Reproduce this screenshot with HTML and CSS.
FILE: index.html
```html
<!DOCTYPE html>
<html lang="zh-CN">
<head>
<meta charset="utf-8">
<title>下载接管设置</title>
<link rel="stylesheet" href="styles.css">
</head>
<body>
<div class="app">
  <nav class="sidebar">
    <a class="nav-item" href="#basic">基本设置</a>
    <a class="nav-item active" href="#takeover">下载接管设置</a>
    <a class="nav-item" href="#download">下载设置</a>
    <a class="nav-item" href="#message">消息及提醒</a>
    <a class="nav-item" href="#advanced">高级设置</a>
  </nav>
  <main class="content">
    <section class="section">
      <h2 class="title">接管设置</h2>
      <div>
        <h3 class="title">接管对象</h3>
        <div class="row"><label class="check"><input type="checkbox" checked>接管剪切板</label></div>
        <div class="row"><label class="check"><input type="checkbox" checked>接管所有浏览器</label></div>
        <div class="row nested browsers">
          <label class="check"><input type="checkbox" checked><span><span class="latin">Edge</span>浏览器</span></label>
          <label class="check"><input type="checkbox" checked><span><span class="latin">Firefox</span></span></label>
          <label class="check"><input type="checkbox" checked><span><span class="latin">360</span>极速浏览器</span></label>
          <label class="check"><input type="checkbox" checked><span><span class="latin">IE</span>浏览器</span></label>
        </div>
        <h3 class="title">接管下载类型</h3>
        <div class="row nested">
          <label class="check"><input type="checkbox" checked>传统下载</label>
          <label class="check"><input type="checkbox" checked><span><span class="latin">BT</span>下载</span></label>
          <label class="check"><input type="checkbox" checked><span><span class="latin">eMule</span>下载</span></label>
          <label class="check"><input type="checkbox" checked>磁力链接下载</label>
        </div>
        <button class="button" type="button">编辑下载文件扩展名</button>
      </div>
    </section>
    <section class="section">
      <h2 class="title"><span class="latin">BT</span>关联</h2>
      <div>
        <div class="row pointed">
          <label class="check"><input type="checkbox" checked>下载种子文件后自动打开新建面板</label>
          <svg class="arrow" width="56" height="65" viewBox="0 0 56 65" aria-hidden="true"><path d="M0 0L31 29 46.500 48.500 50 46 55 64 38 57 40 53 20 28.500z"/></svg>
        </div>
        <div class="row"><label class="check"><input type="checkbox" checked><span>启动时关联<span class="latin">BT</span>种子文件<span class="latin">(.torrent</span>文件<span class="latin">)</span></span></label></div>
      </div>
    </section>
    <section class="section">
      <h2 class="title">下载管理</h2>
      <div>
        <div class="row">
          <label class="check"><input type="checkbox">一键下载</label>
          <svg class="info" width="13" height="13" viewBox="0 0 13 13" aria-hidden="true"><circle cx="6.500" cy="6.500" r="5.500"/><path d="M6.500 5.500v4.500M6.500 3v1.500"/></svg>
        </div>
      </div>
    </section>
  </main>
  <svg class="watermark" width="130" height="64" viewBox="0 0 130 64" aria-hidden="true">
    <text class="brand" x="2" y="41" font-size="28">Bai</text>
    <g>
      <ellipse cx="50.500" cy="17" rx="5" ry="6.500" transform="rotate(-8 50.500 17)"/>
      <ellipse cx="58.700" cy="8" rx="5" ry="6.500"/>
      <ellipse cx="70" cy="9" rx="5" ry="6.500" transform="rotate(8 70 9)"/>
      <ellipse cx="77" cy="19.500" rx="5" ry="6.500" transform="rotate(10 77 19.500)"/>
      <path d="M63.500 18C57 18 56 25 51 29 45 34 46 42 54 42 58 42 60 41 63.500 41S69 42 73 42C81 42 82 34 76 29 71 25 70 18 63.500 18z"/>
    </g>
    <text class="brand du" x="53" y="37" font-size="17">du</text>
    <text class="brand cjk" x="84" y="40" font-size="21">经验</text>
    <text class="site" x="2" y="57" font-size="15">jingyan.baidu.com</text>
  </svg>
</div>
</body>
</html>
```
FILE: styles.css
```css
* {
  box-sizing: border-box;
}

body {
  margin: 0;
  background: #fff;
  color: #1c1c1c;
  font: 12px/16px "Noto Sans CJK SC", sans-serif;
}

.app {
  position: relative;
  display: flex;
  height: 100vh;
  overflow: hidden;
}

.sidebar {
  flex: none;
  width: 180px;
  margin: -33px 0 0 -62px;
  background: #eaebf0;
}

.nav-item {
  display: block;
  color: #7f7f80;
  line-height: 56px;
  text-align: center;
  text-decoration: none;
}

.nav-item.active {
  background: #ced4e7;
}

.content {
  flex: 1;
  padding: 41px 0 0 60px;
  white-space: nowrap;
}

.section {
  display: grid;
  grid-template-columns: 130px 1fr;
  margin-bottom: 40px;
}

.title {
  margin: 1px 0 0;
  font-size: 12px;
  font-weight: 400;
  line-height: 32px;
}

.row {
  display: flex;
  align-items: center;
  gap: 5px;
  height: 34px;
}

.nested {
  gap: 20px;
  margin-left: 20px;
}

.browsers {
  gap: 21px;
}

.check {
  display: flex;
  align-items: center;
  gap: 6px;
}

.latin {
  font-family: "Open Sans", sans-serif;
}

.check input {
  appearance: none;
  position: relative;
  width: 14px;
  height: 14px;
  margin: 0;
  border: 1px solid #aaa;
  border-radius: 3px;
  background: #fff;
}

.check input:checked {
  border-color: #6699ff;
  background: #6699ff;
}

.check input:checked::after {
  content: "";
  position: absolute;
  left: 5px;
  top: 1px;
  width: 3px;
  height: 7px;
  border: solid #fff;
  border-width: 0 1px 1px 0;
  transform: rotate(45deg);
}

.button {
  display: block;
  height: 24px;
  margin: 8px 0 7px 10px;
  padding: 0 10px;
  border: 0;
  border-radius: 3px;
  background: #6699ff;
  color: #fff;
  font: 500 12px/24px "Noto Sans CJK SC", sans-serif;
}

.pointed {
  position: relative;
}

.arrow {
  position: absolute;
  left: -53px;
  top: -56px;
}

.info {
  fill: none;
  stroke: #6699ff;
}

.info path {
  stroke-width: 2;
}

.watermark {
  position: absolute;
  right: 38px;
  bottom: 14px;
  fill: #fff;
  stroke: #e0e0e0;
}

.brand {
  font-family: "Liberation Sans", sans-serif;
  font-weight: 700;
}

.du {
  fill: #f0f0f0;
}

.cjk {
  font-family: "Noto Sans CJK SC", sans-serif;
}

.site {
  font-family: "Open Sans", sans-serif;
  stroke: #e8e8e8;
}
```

***

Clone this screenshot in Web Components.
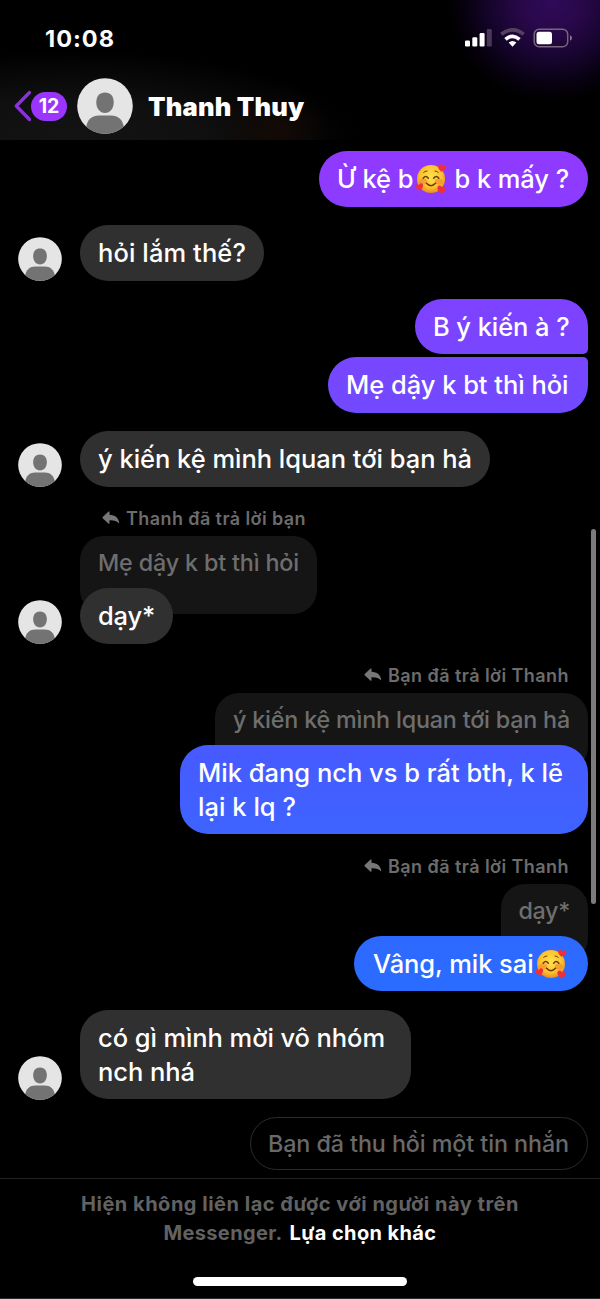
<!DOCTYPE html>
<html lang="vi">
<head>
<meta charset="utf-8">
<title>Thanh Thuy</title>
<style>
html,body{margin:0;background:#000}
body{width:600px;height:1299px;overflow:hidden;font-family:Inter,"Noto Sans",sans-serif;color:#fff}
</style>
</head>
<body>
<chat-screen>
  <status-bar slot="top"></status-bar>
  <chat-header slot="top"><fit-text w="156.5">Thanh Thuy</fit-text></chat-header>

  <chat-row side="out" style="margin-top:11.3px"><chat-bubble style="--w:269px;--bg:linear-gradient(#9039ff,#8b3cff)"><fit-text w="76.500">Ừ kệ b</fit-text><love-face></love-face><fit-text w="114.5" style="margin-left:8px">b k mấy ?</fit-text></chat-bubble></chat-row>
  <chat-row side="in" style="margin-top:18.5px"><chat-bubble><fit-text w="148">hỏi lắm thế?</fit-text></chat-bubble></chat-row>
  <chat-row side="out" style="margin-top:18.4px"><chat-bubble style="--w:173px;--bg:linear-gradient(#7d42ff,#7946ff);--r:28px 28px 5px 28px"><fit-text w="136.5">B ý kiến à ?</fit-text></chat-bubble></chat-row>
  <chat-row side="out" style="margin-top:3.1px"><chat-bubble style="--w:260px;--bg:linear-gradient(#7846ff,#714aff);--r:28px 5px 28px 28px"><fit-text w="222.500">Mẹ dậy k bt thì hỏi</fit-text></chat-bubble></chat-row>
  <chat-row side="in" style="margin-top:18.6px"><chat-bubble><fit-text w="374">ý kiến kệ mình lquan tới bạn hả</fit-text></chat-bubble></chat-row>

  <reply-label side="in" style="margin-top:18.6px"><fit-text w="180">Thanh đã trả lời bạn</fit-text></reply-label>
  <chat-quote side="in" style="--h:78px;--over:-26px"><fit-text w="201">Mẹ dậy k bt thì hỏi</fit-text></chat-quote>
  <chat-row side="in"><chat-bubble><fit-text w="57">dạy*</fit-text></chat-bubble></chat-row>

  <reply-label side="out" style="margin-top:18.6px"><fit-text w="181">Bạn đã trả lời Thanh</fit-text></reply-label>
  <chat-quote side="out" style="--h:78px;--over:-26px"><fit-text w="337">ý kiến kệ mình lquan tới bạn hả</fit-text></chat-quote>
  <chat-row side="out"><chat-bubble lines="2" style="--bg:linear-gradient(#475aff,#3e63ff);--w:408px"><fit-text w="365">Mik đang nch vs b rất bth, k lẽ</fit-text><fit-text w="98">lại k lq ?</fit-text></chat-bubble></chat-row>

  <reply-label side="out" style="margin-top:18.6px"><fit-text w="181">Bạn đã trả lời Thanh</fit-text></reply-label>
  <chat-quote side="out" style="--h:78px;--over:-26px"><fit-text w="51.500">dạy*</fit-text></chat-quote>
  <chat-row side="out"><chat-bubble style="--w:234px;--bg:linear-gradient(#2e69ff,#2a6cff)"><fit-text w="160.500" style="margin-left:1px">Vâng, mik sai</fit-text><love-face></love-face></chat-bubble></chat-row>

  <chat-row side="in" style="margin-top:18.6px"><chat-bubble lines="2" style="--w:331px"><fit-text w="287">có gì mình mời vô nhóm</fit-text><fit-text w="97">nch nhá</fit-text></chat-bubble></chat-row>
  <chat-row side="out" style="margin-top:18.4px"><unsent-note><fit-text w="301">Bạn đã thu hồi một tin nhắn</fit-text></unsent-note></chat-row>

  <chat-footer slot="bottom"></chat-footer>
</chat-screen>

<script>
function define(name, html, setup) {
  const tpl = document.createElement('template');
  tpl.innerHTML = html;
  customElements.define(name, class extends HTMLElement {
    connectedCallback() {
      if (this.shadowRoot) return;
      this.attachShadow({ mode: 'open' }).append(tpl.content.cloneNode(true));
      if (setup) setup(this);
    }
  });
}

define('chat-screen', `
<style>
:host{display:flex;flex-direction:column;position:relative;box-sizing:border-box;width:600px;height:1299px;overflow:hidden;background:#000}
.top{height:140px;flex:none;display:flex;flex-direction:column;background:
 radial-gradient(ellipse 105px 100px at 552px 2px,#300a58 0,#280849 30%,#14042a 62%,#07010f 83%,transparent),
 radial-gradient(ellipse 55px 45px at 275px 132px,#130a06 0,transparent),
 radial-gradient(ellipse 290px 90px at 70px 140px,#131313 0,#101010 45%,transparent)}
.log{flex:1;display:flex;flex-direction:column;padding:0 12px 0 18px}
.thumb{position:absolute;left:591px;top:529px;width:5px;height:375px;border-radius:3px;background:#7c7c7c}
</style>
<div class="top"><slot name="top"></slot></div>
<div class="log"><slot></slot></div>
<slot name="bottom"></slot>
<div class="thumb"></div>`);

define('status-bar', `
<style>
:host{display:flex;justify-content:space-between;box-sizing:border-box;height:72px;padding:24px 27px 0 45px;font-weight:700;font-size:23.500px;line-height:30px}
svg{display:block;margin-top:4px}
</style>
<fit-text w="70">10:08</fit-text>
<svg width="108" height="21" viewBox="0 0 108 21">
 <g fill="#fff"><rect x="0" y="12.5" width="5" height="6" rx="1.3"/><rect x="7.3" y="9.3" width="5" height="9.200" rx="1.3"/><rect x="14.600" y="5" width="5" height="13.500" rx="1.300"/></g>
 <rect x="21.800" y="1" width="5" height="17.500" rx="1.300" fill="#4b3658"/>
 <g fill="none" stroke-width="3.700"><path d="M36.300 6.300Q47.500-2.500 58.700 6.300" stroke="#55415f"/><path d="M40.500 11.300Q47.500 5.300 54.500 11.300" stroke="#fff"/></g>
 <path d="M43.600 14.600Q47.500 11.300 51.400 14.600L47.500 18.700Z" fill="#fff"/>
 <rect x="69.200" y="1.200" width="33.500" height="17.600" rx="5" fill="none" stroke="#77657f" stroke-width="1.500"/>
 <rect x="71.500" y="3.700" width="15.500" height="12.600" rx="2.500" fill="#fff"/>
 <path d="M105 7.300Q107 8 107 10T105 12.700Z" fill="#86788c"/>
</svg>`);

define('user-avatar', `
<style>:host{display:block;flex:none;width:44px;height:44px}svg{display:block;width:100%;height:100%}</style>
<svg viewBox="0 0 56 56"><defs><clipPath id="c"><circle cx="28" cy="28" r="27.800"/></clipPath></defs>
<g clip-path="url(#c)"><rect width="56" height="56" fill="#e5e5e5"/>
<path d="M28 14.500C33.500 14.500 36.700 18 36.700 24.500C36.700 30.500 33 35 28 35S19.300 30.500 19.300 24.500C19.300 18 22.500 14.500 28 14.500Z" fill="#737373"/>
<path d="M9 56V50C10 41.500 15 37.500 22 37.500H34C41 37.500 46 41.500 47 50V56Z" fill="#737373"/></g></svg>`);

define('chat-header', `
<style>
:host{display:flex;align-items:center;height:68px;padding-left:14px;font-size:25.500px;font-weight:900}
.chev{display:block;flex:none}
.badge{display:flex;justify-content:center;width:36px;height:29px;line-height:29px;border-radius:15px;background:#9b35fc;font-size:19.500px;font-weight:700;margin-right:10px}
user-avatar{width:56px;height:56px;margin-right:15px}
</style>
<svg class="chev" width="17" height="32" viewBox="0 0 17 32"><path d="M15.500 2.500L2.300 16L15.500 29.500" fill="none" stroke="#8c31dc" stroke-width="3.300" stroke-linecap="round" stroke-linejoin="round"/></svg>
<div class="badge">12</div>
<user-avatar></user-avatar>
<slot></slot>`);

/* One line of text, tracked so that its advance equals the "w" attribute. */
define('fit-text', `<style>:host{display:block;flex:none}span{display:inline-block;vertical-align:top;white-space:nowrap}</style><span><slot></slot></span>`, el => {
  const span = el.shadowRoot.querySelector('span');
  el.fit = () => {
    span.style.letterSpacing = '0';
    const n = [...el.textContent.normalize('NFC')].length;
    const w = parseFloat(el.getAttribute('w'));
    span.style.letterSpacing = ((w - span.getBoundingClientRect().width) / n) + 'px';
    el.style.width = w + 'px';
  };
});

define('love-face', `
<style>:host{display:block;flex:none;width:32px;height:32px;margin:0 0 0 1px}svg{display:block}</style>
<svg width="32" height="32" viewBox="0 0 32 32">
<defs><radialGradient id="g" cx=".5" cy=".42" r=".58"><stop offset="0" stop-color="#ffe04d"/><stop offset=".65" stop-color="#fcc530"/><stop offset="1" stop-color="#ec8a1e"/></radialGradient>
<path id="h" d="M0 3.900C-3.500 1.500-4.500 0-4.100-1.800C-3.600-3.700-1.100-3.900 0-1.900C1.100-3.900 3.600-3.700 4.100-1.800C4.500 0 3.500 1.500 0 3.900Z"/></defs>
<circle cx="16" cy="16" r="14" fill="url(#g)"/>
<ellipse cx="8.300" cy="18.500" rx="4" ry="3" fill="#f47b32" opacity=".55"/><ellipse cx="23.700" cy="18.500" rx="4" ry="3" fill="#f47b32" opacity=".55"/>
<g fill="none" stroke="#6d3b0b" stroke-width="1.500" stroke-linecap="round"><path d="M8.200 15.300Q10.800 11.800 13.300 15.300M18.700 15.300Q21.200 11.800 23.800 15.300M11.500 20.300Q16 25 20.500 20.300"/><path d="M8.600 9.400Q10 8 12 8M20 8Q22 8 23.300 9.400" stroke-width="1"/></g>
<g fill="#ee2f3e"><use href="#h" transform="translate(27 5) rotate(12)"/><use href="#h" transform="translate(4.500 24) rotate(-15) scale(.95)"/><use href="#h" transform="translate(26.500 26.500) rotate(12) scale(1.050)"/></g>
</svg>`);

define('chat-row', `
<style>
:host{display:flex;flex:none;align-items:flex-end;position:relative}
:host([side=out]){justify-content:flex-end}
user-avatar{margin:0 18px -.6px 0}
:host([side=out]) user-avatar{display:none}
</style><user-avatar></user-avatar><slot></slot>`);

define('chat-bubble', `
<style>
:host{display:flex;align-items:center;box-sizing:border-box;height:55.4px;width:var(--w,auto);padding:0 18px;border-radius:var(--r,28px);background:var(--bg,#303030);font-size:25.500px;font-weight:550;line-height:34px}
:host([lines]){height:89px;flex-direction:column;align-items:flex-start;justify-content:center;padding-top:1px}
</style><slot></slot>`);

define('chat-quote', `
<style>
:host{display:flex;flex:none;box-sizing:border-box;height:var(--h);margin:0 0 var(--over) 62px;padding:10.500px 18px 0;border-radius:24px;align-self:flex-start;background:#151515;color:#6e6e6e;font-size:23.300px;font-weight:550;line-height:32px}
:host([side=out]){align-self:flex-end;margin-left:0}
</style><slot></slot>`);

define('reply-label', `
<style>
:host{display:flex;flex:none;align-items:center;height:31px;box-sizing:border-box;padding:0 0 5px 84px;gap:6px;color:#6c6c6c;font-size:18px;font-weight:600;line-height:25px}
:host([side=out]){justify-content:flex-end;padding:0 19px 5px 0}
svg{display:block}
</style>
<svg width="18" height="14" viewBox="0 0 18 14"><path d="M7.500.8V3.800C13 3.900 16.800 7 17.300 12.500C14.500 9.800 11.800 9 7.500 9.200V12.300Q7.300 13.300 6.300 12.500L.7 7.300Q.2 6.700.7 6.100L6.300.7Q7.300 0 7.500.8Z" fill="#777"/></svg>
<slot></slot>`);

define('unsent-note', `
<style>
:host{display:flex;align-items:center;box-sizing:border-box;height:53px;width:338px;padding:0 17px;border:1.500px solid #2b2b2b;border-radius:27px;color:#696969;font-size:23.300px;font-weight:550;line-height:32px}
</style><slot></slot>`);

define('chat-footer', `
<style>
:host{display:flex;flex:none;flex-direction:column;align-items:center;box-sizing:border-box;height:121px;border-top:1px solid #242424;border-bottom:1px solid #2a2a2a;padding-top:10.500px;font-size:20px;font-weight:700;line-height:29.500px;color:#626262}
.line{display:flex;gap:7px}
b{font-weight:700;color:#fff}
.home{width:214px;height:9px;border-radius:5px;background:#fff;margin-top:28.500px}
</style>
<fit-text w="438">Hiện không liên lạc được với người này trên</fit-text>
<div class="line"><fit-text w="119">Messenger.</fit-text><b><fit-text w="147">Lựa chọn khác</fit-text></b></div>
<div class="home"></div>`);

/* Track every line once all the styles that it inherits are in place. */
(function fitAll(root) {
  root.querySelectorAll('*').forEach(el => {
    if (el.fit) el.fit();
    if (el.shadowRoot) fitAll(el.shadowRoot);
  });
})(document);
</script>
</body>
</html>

***

Goal: Retype only the lines above from the one with "Clone this screenshot in Web Components." through the one with "tới bạn hả</fit-text></chat-bubble></chat-row>", exactly and with both ends. Images stay out.

Expected answer:
Clone this screenshot in Web Components.
<!DOCTYPE html>
<html lang="vi">
<head>
<meta charset="utf-8">
<title>Thanh Thuy</title>
<style>
html,body{margin:0;background:#000}
body{width:600px;height:1299px;overflow:hidden;font-family:Inter,"Noto Sans",sans-serif;color:#fff}
</style>
</head>
<body>
<chat-screen>
  <status-bar slot="top"></status-bar>
  <chat-header slot="top"><fit-text w="156.5">Thanh Thuy</fit-text></chat-header>

  <chat-row side="out" style="margin-top:11.3px"><chat-bubble style="--w:269px;--bg:linear-gradient(#9039ff,#8b3cff)"><fit-text w="76.500">Ừ kệ b</fit-text><love-face></love-face><fit-text w="114.5" style="margin-left:8px">b k mấy ?</fit-text></chat-bubble></chat-row>
  <chat-row side="in" style="margin-top:18.5px"><chat-bubble><fit-text w="148">hỏi lắm thế?</fit-text></chat-bubble></chat-row>
  <chat-row side="out" style="margin-top:18.4px"><chat-bubble style="--w:173px;--bg:linear-gradient(#7d42ff,#7946ff);--r:28px 28px 5px 28px"><fit-text w="136.5">B ý kiến à ?</fit-text></chat-bubble></chat-row>
  <chat-row side="out" style="margin-top:3.1px"><chat-bubble style="--w:260px;--bg:linear-gradient(#7846ff,#714aff);--r:28px 5px 28px 28px"><fit-text w="222.500">Mẹ dậy k bt thì hỏi</fit-text></chat-bubble></chat-row>
  <chat-row side="in" style="margin-top:18.6px"><chat-bubble><fit-text w="374">ý kiến kệ mình lquan tới bạn hả</fit-text></chat-bubble></chat-row>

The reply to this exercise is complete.